ABSTRACT

With the growing intensity of the humanitarian crisis around the world, Australia continues to see a steady increase in the arrival of asylum seeker, refugee and migrant (ASRM) families. As fathers seek work and children begin school, mothers have taken a backstage role supporting the day-to- day needs of their families with very limited knowledge of discourses and cultural practices in English. In this chapter, we draw on an English language teaching project we, as teachers and researchers, undertook from February to May 2016 investigating the language and literacy needs of four ASRM women living in Melbourne, Australia. Rather than starting from university language experts’ understanding of what they need or by simply asking the women what they think they need, we used a dialogic and narrative method framed within a duoethnographic approach as a way of exploring their needs.

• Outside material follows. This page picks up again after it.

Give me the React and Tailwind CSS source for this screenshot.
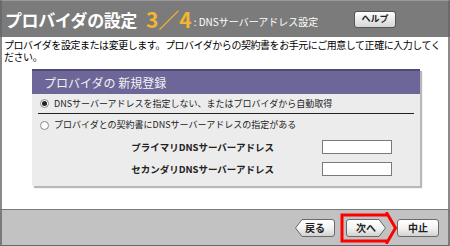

In this chapter, we describe the process of how we came to learn about the women’s language needs together through classroom activities, the researchers’ reflective dialogues steeped in stories of our own language learning and teaching experiences, and finally through the process of writing up the study. In describing the process of how we made sense of the needs of ASRM women, that is, of what gets left out and interpreted from our limited positions, we aim to show how a) making decisions about others’ language and literacy needs are vested in practices of power, and b) ‘coming clean’ in our writing can help to manage the power and positioning of both researchers and participants.